100 Questions Answered: Customs and Traditions (Q9-Q19)
- Q9. Does Britain have a National Day?
- Q10. How do the British celebrate traditional and religious holidays?
- Q11. What and when are "bank" holidays?
- Q12. What is Pancake Day?
- Q13. What is Guy Fawkes Night?
- Q14. What is the significance of the poppy and when is it worn?
- Q15. What are Britain’s national flowers?
- Q16. Where can I find out about British folk songs and folk tales?
- Q17. What are Britain’s national costumes?
- Q18. What is Burns’ Night and how is it celebrated?
- Q19. What are the most common superstitions in Britain?
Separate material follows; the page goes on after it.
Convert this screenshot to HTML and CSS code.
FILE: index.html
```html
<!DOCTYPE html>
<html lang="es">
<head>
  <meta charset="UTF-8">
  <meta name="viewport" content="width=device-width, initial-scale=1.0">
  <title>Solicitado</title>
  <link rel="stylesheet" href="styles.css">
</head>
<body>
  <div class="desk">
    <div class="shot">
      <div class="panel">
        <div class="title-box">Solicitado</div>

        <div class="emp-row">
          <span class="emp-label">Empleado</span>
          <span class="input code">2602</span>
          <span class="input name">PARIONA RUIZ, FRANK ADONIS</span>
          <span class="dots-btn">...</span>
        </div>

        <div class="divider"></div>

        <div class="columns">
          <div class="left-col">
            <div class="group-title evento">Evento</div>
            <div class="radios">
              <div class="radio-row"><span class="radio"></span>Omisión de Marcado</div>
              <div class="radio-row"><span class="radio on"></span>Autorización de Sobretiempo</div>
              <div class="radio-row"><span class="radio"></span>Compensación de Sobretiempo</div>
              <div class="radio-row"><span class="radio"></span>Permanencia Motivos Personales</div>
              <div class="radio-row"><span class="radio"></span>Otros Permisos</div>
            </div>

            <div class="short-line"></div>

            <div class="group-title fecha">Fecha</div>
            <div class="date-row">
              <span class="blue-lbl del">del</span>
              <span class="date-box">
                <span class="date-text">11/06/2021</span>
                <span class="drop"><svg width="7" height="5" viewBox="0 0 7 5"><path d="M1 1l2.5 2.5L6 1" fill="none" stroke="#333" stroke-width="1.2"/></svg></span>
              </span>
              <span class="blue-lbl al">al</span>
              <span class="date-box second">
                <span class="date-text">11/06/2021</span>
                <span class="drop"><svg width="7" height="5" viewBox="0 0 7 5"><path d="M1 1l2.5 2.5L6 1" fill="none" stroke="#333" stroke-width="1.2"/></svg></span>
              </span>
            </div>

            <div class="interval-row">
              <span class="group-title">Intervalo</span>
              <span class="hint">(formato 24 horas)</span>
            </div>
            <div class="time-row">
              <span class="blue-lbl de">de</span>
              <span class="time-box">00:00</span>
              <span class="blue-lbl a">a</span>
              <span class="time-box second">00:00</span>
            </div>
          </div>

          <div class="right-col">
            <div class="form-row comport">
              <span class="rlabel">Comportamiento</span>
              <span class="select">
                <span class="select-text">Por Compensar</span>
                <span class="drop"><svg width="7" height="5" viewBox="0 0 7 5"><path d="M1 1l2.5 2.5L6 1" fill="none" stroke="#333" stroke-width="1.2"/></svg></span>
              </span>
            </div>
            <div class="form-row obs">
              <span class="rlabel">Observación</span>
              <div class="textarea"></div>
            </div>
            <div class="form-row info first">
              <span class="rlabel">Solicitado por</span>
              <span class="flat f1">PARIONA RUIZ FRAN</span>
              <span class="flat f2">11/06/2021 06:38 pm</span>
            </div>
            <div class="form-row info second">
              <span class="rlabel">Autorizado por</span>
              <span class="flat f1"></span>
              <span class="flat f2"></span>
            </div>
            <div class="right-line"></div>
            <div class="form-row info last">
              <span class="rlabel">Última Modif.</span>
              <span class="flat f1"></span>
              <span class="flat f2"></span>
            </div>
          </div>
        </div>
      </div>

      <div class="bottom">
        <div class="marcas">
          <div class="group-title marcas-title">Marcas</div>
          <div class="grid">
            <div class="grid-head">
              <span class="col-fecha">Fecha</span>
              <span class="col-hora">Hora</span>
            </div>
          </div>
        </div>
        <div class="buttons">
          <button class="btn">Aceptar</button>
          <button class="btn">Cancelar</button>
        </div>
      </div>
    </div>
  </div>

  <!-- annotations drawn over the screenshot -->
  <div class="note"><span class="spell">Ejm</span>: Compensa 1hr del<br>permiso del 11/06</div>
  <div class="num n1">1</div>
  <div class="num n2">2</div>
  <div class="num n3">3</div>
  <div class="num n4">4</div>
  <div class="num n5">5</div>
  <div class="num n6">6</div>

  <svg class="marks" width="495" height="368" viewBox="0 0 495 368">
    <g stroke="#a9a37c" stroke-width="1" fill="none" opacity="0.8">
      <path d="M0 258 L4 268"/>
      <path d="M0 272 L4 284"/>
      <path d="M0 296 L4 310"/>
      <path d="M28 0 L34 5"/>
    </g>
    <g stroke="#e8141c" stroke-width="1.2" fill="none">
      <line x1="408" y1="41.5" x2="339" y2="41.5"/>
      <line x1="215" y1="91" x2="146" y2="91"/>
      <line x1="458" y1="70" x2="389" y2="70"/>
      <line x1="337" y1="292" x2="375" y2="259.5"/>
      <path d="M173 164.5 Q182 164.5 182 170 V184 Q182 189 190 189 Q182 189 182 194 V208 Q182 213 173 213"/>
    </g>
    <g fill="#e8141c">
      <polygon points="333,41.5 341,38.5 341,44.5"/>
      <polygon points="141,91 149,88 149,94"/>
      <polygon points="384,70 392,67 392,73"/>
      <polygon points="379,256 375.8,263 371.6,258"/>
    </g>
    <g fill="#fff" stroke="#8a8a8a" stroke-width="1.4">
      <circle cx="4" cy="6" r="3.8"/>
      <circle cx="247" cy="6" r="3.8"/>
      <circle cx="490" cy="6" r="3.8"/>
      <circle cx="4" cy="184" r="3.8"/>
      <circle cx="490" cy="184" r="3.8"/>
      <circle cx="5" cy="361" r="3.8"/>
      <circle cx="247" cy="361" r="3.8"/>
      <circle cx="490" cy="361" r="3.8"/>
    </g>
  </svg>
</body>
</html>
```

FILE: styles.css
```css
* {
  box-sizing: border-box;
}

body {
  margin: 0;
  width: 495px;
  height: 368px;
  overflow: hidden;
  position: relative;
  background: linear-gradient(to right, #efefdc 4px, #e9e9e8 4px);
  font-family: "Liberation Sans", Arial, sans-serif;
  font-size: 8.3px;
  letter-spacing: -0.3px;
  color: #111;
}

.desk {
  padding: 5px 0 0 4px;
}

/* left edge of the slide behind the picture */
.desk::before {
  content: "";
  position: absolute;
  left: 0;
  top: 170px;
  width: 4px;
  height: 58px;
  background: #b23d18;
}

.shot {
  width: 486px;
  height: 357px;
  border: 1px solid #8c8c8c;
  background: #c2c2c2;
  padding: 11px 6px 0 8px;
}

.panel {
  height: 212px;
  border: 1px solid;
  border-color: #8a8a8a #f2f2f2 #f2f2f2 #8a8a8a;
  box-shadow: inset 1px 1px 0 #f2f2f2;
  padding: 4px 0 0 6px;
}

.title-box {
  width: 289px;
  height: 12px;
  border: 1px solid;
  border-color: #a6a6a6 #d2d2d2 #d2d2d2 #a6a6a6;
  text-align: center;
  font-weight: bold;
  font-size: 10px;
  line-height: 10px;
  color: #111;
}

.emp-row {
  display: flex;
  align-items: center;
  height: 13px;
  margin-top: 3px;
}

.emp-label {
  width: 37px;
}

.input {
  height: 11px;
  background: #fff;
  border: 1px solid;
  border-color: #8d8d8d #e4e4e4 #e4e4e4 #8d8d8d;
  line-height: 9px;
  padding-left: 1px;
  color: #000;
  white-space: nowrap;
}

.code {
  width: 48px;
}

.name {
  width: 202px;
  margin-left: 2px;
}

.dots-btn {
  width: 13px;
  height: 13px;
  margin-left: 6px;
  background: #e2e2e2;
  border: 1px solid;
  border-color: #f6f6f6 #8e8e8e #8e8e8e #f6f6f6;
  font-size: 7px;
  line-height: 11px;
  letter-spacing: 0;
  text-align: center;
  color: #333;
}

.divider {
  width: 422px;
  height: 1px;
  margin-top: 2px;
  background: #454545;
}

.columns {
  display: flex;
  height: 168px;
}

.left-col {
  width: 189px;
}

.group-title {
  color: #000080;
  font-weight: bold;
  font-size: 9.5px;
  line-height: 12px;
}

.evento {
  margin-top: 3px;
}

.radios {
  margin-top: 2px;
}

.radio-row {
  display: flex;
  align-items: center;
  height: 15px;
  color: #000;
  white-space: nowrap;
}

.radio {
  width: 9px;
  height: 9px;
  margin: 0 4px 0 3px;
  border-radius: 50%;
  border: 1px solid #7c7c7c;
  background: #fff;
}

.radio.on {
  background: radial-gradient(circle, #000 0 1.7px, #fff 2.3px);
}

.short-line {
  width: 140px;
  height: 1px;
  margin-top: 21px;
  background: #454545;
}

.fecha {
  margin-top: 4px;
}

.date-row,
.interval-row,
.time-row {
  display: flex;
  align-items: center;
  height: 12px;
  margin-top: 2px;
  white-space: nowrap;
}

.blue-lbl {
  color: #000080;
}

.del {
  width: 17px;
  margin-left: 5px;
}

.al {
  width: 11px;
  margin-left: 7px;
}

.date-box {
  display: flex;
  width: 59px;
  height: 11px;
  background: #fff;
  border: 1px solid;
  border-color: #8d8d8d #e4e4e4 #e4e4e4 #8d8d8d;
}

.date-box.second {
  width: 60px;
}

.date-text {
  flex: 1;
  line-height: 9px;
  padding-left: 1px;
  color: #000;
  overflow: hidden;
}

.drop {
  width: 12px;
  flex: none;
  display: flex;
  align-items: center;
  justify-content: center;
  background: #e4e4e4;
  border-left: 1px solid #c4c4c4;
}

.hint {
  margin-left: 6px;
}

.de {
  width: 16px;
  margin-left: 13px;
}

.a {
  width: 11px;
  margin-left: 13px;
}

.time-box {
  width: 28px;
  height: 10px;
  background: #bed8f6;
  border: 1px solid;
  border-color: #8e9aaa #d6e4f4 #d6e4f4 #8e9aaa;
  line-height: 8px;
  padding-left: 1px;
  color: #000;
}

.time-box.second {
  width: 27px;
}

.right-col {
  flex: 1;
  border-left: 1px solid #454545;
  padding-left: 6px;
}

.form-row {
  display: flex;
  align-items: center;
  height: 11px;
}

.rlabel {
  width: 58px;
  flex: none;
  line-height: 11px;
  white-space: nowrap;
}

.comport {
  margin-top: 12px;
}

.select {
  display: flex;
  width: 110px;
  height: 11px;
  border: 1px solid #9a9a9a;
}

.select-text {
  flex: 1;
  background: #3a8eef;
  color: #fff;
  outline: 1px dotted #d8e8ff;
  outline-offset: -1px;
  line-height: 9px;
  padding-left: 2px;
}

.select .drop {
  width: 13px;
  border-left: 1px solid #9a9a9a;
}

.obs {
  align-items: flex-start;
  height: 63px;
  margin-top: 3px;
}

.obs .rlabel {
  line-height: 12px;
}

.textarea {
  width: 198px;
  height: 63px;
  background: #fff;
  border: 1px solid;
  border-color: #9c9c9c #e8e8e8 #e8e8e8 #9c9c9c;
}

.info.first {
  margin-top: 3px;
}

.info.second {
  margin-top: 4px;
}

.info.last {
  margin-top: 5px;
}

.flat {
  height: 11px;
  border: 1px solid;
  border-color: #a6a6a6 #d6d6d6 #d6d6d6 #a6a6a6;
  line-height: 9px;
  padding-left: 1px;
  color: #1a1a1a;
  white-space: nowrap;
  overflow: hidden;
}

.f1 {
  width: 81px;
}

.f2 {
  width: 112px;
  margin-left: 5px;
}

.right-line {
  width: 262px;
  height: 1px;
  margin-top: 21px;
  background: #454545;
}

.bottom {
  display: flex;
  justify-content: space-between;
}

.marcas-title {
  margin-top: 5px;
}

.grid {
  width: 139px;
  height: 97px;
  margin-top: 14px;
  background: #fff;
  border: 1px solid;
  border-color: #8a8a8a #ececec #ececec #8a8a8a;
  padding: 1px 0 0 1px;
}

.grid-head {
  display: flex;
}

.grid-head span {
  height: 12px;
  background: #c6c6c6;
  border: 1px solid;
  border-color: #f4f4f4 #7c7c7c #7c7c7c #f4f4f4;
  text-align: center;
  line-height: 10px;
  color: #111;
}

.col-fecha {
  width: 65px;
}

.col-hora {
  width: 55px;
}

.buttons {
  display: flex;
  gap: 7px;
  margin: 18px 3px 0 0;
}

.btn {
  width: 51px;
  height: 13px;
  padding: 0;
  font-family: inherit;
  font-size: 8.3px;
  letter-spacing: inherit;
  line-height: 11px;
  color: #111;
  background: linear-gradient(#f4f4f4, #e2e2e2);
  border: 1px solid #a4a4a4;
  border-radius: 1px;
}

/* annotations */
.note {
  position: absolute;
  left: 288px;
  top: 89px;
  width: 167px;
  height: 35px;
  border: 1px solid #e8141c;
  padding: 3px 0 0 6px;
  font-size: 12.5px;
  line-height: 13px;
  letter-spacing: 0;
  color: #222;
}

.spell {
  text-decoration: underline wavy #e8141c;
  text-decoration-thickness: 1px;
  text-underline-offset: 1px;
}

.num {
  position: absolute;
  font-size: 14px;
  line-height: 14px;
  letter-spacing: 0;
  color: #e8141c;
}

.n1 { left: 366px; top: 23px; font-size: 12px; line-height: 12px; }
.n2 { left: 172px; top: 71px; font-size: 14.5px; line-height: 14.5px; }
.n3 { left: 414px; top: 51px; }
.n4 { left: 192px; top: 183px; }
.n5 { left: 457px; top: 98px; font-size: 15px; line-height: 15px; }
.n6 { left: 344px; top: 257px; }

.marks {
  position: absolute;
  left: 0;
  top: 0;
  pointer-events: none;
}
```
Q9. Does Britain have a National Day?
National Days in Britain are not celebrated to the same extent as National Days in countries like France or America.
Scotland’s National Day is St. Andrew’s Day (30 November), which has now largely been overshadowed by Burns’ Night. St.Andrew, one of Christ’s twelve apostles, is the patron saint of Scotland. Some of his bones are said to have been brought to what is now St.Andrews in Fife during the 4th century. Since medieval times the X-shaped saltire cross upon which St.Andrew was supposedly crucified has been the Scottish national symbol.
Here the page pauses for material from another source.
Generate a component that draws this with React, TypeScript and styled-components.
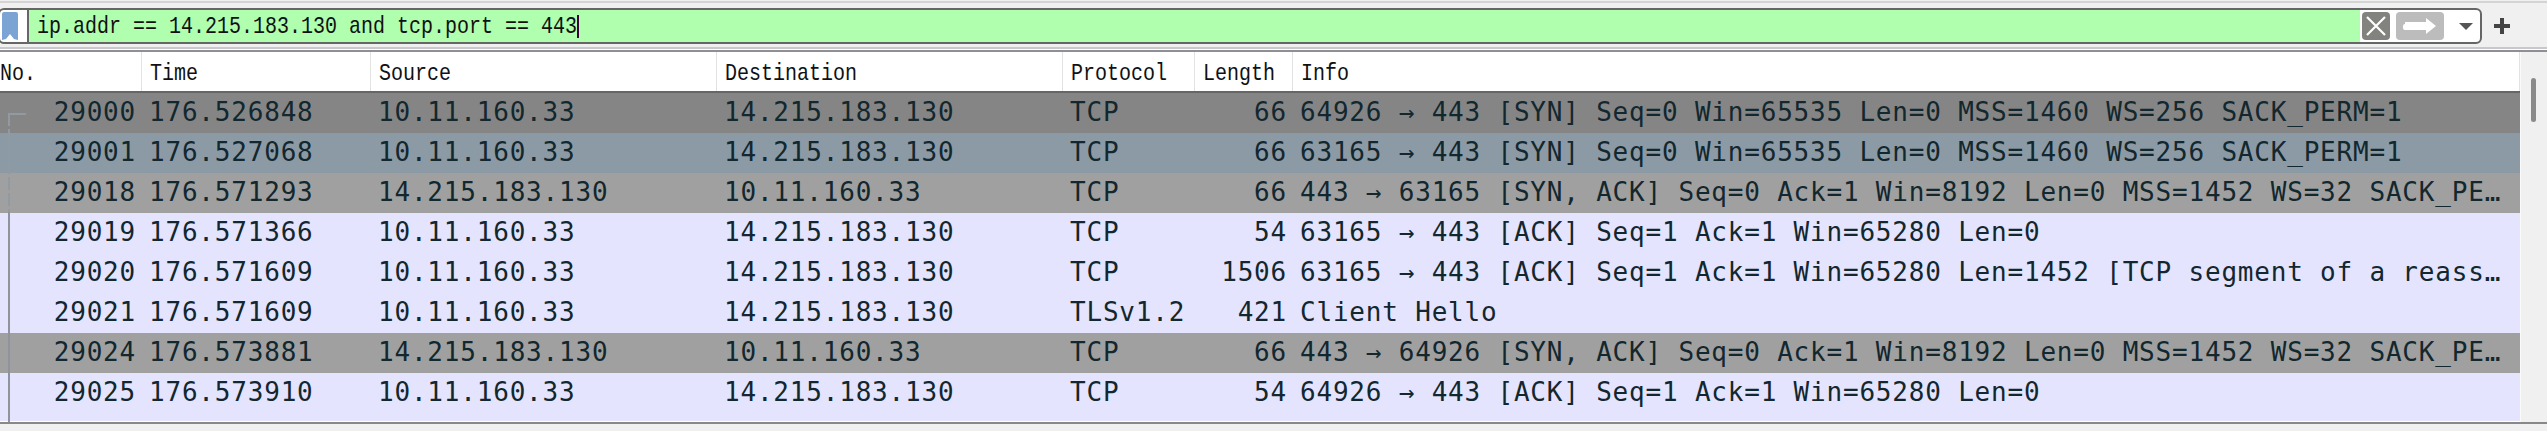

St. David’s Day (1 March) is the national day of Wales. St.David (c.520-588), the patron saint of Wales, was the founder and first abbot-bishop of Menevia, now St.David’s in Dyfed, South Wales. The day is commemorated by the wearing of daffodils or leeks by patriotic Welsh people. Both plants are traditionally regarded as the national emblems of Wales.
England’s national day is St.George’s Day (23 April). St.George is the patron saint of England. A story that first appeared in the 6th century tells that St.George rescued a hapless maid by slaying a fearsome fire-breathing dragon! The saint’s name was shouted as a battle cry by English knights who fought beneath the red-cross banner of St.George during the Hundred Years War (1338-1453). This is immortalised in Shakespeare’s play Henry V in the lines:"I see you stand like greyhounds in the slips,
Straining upon the start. The game’s afoot:
Follow your spirit; and, upon this charge
Cry "God for Harry! England and Saint George!""
Today the red cross of St.George still flies above every English parish church to mark the saint’s day.
St.Patrick’s Day (17th March) is an official Bank Holiday in Northern Ireland. The work of St.Patrick (c.389-c.461) was a vital factor in the spread of Christianity in Ireland. Born in Britain, he was carried off by pirates, and spent six years in slavery before escaping and training as a missionary. The day is marked by the wearing of shamrocks (a clover-like plant), the national badge of both Northern Ireland and the Republic of Ireland.
Q10. How do the British celebrate traditional and religious holidays?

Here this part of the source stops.